Tout cela nous permet de comprendre le rapport entre la parachat Tazri’a et la parachat Metsor’a, qui se suivent dans la Torah. La lèpre vient comme on le sait en punition de la médisance et de l’orgueil (Arakhin 17a). Nos Sages ont dit que le mot « lépreux », MeTSoR’A, évoque phonétiquement MoTSi R’A (« celui qui propage le mal ») (Arakhin 15b, Vayikra Rabah 15a). Un seul mot du médisant peut engendrer des milliers de mauvaises paroles, parce que chacun renchérit sur ce que vient de dire l’autre. Ainsi l’expression « Quand une femme devient féconde (« sème ») » renvoie au fait qu’en bavardant, la femme sème des médisances, et la lèpre la frappe, ainsi que son mari qui s’est laissé entraîner lui aussi à parler. En médisant de telle ou telle personne, elle peut faire de lui un homme nouveau (car ses fautes sont effacées (‘Hafets ‘Haïm 87) et il redevient comme un enfant qui vient de naître).

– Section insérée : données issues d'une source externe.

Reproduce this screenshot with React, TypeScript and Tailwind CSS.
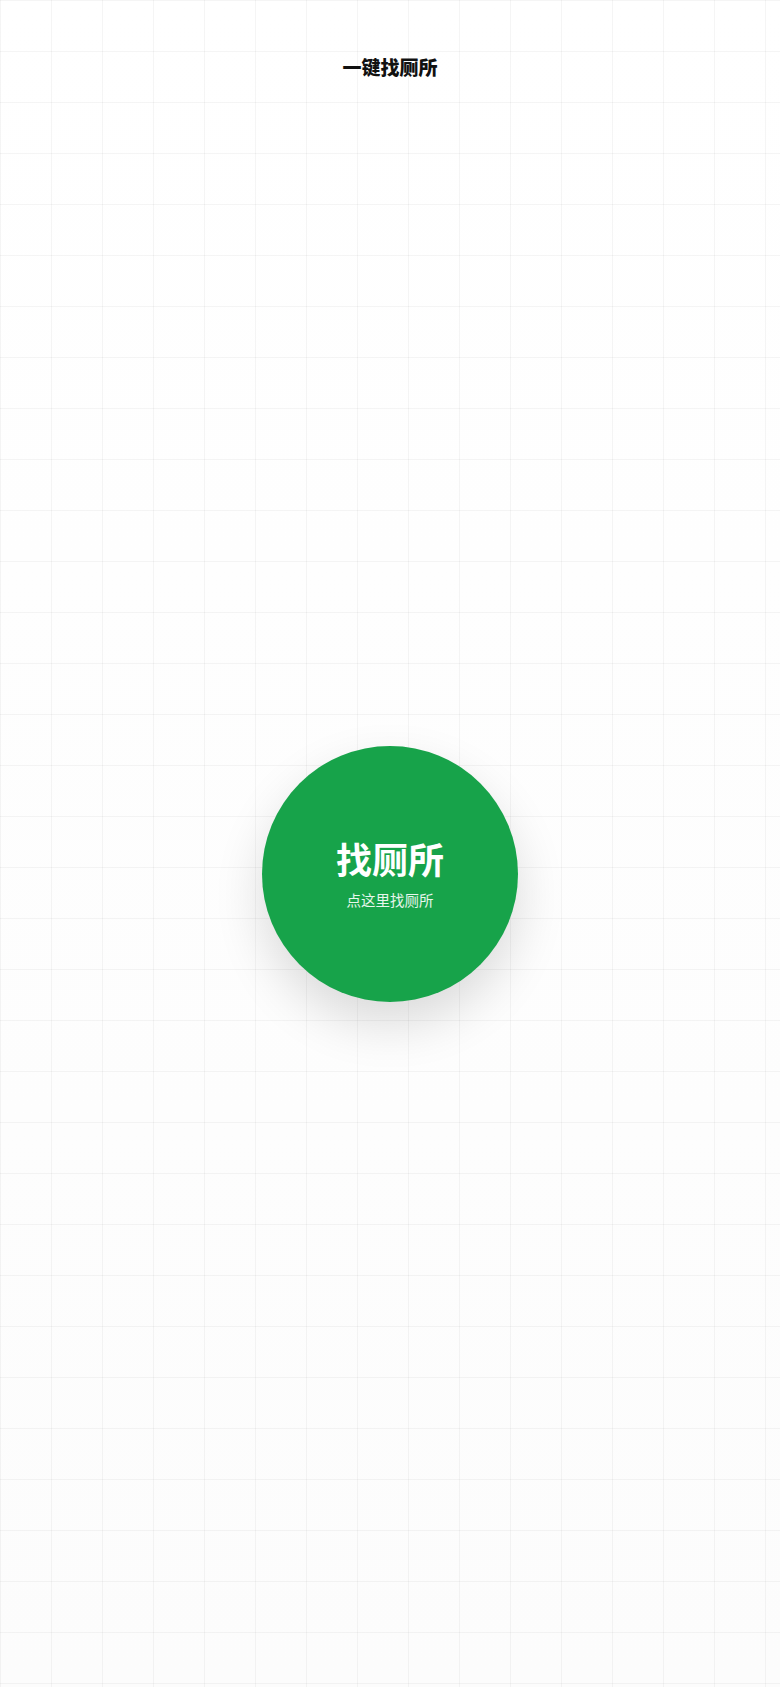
export default function App() {
  return (
    <div
      className="min-h-screen bg-gradient-to-b from-white to-[#fcfcfc]"
      style={{ fontFamily: '"Noto Sans CJK SC", "Noto Sans", sans-serif' }}
    >
      <div className="min-h-screen flex flex-col bg-[linear-gradient(to_right,rgba(0,0,0,0.04)_1px,transparent_1px),linear-gradient(to_bottom,rgba(0,0,0,0.04)_1px,transparent_1px)] bg-[size:51px_51px]">
        <header className="pt-[53px] text-center">
          <h1 className="text-[19px] leading-7 font-black text-[#111]">一键找厕所</h1>
        </header>

        <main className="flex-1 flex items-center justify-center pb-5">
          <button
            type="button"
            className="w-64 h-64 rounded-full bg-[#17a34a] shadow-[0_22px_50px_rgba(0,0,0,0.14)] flex flex-col items-center justify-center text-white"
          >
            <span className="text-4xl leading-10 font-bold">找厕所</span>
            <span className="mt-3 text-[14.5px] leading-5 text-white/90">点这里找厕所</span>
          </button>
        </main>
      </div>
    </div>
  );
}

C’est ce que signifie « elle met au monde un fils ». Elle devient alors impure pendant sept jours, ce qui signifie qu’elle peut abîmer toute sa vie, car les sept jours représentent les soixante-dix ans de la vie de l’homme (voir Psaumes 90, 10) [on peut trouver une allusion à ce sujet dans le fait que la valeur numérique de Tazri’a est la même que celle des mots zeh hou be-lachon ha-ra (« c’est par la médisance »)]. En revanche, si la femme fait attention à ce qu’elle dit, elle ne fera que du bien à Israël, en se renouvelant dans la pureté et la sainteté.

Comment faut-il se conduire ?

Le désir de se renouveler dans le service de Dieu dépend de la sainteté et de la pureté de la famille. En effet, la femme sème des mitsvoth, préparant ainsi la voie à la sainteté. On n’atteint la pureté que par le renouvellement, et aussi en s’abstenant de dire du mal d’autrui. Si l’on se garde de toute mauvaise parole, on peut arriver à la sainteté pendant toute la vie.